The Greens Won Because They Were Disciplined

Hard graft gets the goods.

by Matthew Butcher

8 July 2024

Carla Denyer, co-leader of the Green Party of England and Wales. Jonathan Hordle/Reuters

The Green party’s record-breaking result at last Thursday’s general election was easy to miss. Despite more than doubling their previous best vote share, and quadrupling their number of MPs, the Greens found themselves in a familiar position – overshadowed by other parties. But as the dawn broke over the UK on Friday morning, we woke to something entirely new – a party to the left of Labour with a record vote share sending a record four new MPs to parliament on a bold manifesto and a promise to hold the new government to account. 

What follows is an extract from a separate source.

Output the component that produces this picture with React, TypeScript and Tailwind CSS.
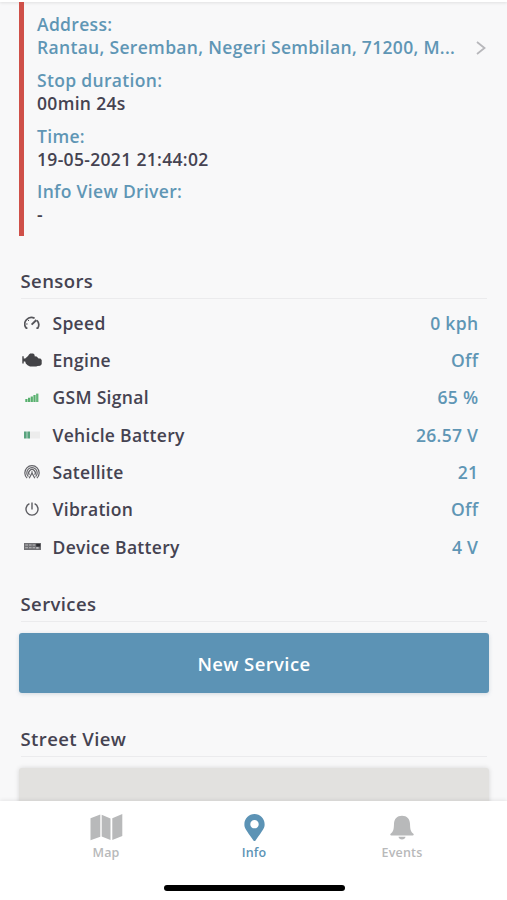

The Greens’ success was built on a bedrock of discipline. Ask any old Green hand why the party has done so well, and you’ll find a familiar tale – of the increasingly forensic approach to elections which starts with building a base with communities in local council seats and then pouring resources and people into a few genuinely winnable parliamentary seats. This focused campaigning took place in a favourable context, too: with a Labour party they were able to accuse of drifting rightwards on matters from the child benefit cap to Gaza, and an electorate that not only cares deeply about climate change, but now sits further to the left on most issues than it has in any time in recent history. 

These are exciting times for the Greens, but challenges lie ahead too. Their electoral coalition – which now spans previous Tory heartlands (Waveney Valley and North Herefordshire) and two of the most leftwing constituencies in the UK (Brighton Pavilion and Bristol Central) – will be hard to bridge. In the two rural seats where the Greens won, they had strong candidates, had built an extremely effective electoral machine, and had worked hard for a very long time – but it’s safe to say that many people in those places voted for the party because they wanted an alternative to the Tories rather than necessarily backing unilateral nuclear disarmament or a sizeable increase in national insurance for higher earners. 

But it would be an error for the Greens to slide to the centre because of their new electoral base. Instead, they should take a three-pronged approach to keeping their coalition together. Firstly, as one senior Green said to me recently, they just must work harder as constituency MPs than any other party. For this, they can take inspiration from Caroline Lucas, who can’t walk more than a few metres in Brighton without bumping into someone who she’s helped out in some way. Secondly, the Green group should focus on issues that cut across the rural/urban divide, like the crumbling NHS, access to the dentists, cleaning up the rivers and cuts to local authority budgets. Thirdly, the MPs should be cautious of nimbyism, especially when it comes to green infrastructure. While smaller parties are often tempted to join local campaigns, the Greens would do best to avoid boxing themselves in by opposing projects that the UK needs to rapidly decarbonise.

It’s worth noting that despite the spectacular results in Waveney Valley and Herefordshire North, the Greens continue to be much more popular in cities. In rural areas, the average vote share went up by 2.8%, whereas in urban seats it was 5.8%. The data shows that the Greens’ best bet for winning more seats lies in large towns and cities where the party offers a left alternative to Labour (indeed, all of their second places are to Labour) – so they should be ruthless in exposing the shortcomings of the government while also supporting progressive policymaking when it happens. 

The Greens must also avoid doing what the left does best: spending too much time focusing on internal division or policy fights. The short, sharp election campaign was a blessing in that sense – there was no time for too much navel-gazing. In remaining steadfast in communicating their policies – and especially on Labour’s weaknesses – the Greens won’t just keep themselves relevant and build their base, but could also counter the poisoning of the political well by Reform. This parliament will see Nigel Farage and his followers attempt to drag the discourse rightwards. The Greens can counter this, not just in standing resolutely in favour of migration and multiculturalism, but by advocating for serious government intervention in the economy to force Labour to address the petri dish of despair in which the far right flourishes.

To keep growing, the party must urgently address a serious lack of racial diversity in its elected ranks too. The Greens are now clearly making inroads into communities of colour – but those advances might well grind to a halt while it is still an overwhelmingly white and middle class party in its upper echelons. Perhaps a first step in addressing this should be a generous approach to new pro-Palestine independents, the left of Labour, and candidates like Faiza Shaheen and Leanne Mohamad who narrowly missed out on being elected this time. The Greens can now confidently say they are the parliamentary home of the left, and it’s not beyond the bounds of possibility that they could recruit from this pool of talented, mostly non-white politicians. 

The final piece of the jigsaw for the Greens going forward is to remember what got them here; discipline. A relentless focus on winning seats, successful articulation of radical policies and an understanding of the hard graft of politics have been combined to great effect. The best hope for the country is that the next election takes place after five years of transformational policymaking by a government that understands the urgency of this moment – but the reality is that even a bold Labour government would slip up and have serious shortcomings. That presents the Greens with a huge opportunity – and they should be ambitious in turning the 15 seats where they received over 20% of the vote into Green parliamentary strongholds for the 2030s.

Matthew Butcher is director of communications at NEON.